Red Herring opened Athol Fugard’s ’80s hit The Road to Mecca last weekend in a superlative production directed by Michael Garrett Herring who also designed the sets.
The Road to Mecca tells the story of Miss Helen Martins (Josie Merkle) at a point of crisis when her immaculately crafted estate full of art is under fire from bigotry and small-minded fellow townspeople. Miss Elsa Barlow (Jordan Davis), a young schoolteacher who’s given up the small town in South Africa for Capetown, comes in like a hurricane for a surprise visit. The personification of the concerned voices that want to put Miss Helen in a home “for her own good” is Pastor Marius Byleveld (Verne Hendrick).
The first act is entirely Miss Elsa dancing around Miss Helen, trying to get at the letter she sent that made her young friend drive 800 miles out of concern. Merkle’s portrayal of a strong person on the verge of giving up is heartbreaking and watching she and Davis roam over the intricate, realistic set (designed by Herring) is riveting. Merkle throughout is a masterclass in how to imply a whole life in a few gestures, just watching her look at Davis and say “Are we going to have that argument again” without quite eye-rolling but with a shift in energy, drew me to the edge of my seat. Merkle’s perfect sense of quiet draws shades out of Davis and Davis matches her beat for beat.
Davis implies the pain that always seems to be at the root of people judging others by the harshest of standards well before she cracks and lets that volcanic pain out. Even with what could easily be a “type,” Davis finds unexpected physical ways to get to and establish the cracking ground her character stands on without ever seeming one dimensional. When the audience gets to see her light up, describing the first time she saw Helen’s sculptures, “My God, what am I looking at? Not three but dozens of Wise Men? Owls with old motorcar headlights for eyes? Peacocks with more glitter and color than real birds,” the audience seems Helen through her eyes and chills rippled my spine. Hendricks’ appearance after being spoken of – in particular and as a synecdoche for bigoted Afrikaners – at the end of the first act is remarkably effective. Just as we never see Helen’s art – so we have to see it through discussion – by the time we meet Pastor Marius we already know him in that same deep-but-shallow way.
The second act deepens and complicates all three characters. Even as I empathized with Miss Helen’s terror and passivity, I found my sympathies going toward Miss Elsa’s acerbic “if you won’t help yourself” taunts that provoke her to action. Hendrick masterfully shows the love for Helen and the love for his town in a way that’s not just a faux “Aw, shucks,” preacher routine. At the same time, he never shirks from the character’s representation of the evil of oppression; he knows the mix of good and bad intentions aren’t any more separable than the oxygen and hydrogen in water.
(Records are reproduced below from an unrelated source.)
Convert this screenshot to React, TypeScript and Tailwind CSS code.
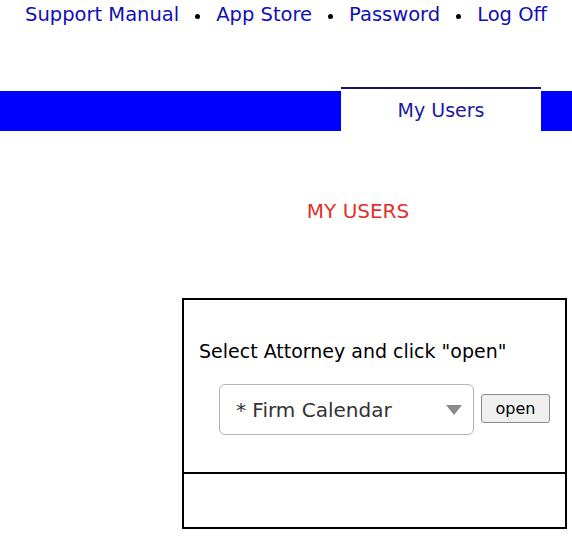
import { useState } from "react"

const links = ["Support Manual", "App Store", "Password", "Log Off"]

export default function App() {
  const [attorney, setAttorney] = useState("firm")

  return (
    <div className="min-h-screen bg-white font-['DejaVu_Sans',Verdana,sans-serif]">
      {/* Top links */}
      <div className="flex justify-center items-center h-[30px] text-[19.5px] text-[#0f0fb4]">
        {links.map((l, i) => (
          <span key={l} className="flex items-center">
            {i > 0 && <span className="inline-block w-[5px] h-[5px] rounded-full bg-black mx-[16px] mt-[2px]" />}
            <a href="#" className="leading-none">{l}</a>
          </span>
        ))}
      </div>

      {/* Tab bar */}
      <div className="mt-[57px] flex items-end h-[44px]">
        <div className="flex-1 h-[40px] bg-[#0000ff]" />
        <div className="w-[200px] h-[44px] bg-white border-t-2 border-[#16166a] flex items-center justify-center text-[19px] text-[#1a1aa0]">
          My Users
        </div>
        <div className="w-[31px] h-[40px] bg-[#0000ff]" />
      </div>

      {/* Heading */}
      <div className="mt-[70px] pl-[144px] text-center text-[20px] text-[#e0302a] leading-none">
        MY USERS
      </div>

      {/* Box */}
      <div className="mt-[77px] ml-[182px] w-[385px] border-2 border-black">
        <div className="h-[172px] pt-[42px] pl-[15px]">
          <p className="text-[19px] text-black leading-none">Select Attorney and click "open"</p>
          <div className="mt-[23px] ml-[20px] flex items-center gap-[7px]">
            <div className="relative">
              <select
                value={attorney}
                onChange={(e) => setAttorney(e.target.value)}
                className="appearance-none w-[255px] h-[51px] rounded-[6px] border border-[#b4b4b4] bg-white pl-[16px] text-[20px] text-[#333]"
              >
                <option value="firm">* Firm Calendar</option>
              </select>
              <span className="pointer-events-none absolute right-[12px] top-[21px] w-0 h-0 border-l-[8px] border-r-[8px] border-t-[10px] border-l-transparent border-r-transparent border-t-[#8a8a8a]" />
            </div>
            <button className="w-[69px] h-[29px] mt-[-2px] rounded-[3px] border border-[#8a8a8a] bg-[#efefef] text-[16px] text-black leading-none">
              open
            </button>
          </div>
        </div>
        <div className="h-[55px] border-t-2 border-black" />
      </div>
    </div>
  )
}
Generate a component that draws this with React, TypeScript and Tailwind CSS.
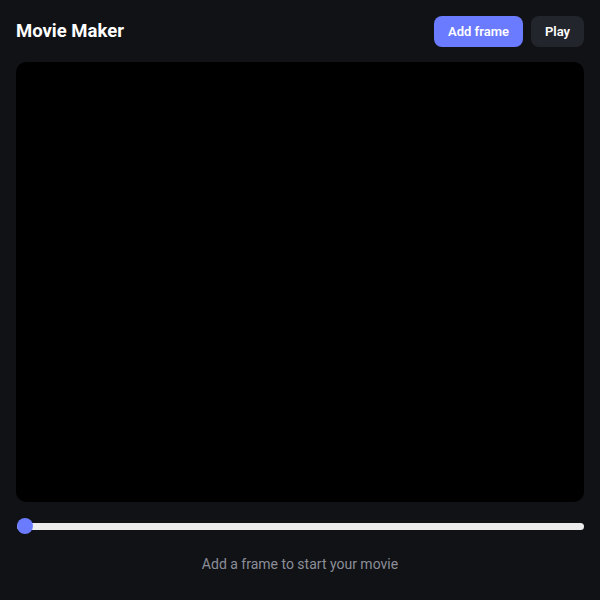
export default function App() {
    return (
        <div className="min-h-screen w-full bg-[#111216] p-4 font-['Roboto',sans-serif] text-white">
            {/* Header */}
            <div className="flex items-center justify-between">
                <h1 className="text-[18.5px] font-bold">Movie Maker</h1>
                <div className="flex items-center gap-2">
                    <button className="h-[31px] rounded-lg bg-[#6b7bff] px-[14px] text-[13px] font-semibold text-white">
                        Add frame
                    </button>
                    <button className="h-[31px] rounded-lg bg-[#23252c] px-[14px] text-[13px] font-semibold text-white">
                        Play
                    </button>
                </div>
            </div>

            {/* Canvas */}
            <div className="mt-[15px] h-[440px] w-full rounded-[10px] bg-black" />

            {/* Scrubber */}
            <div className="mt-4 flex h-4 items-center pl-px">
                <input
                    type="range"
                    min={0}
                    max={0}
                    defaultValue={0}
                    className="h-[7px] w-full cursor-pointer appearance-none rounded-full bg-[#ececec] [&::-webkit-slider-thumb]:h-4 [&::-webkit-slider-thumb]:w-4 [&::-webkit-slider-thumb]:appearance-none [&::-webkit-slider-thumb]:rounded-full [&::-webkit-slider-thumb]:bg-[#6b7bff]"
                />
            </div>

            {/* Status */}
            <p className="mt-5 text-center text-sm text-[#8b8e98]">
                Add a frame to start your movie
            </p>
        </div>
    );
}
The centerpiece of the second act is Miss Helen’s triumphant speech not just laying out why self-determination is a human right but fiercely staking a claim for it. Merkle delivers these searing words in a glittering torrent of light that lifts the audience clean off their seats. It’s the culmination of one of the finest performances I’ve ever seen. The denouement like a cauterizing of wounds, with a sweet goodbye between her and Hendrick’s pastor and Elsa coming to grips with her rage, doesn’t wrap it up too neatly but feels like air being poured back into your lungs. Herring’s direction uses the different styles and physicality of the actors to optimal effect throughout. Invisible except when it makes you sit up a little straighter.
The Road to Mecca is a fresh, near-perfect look at a rarely-performed classic.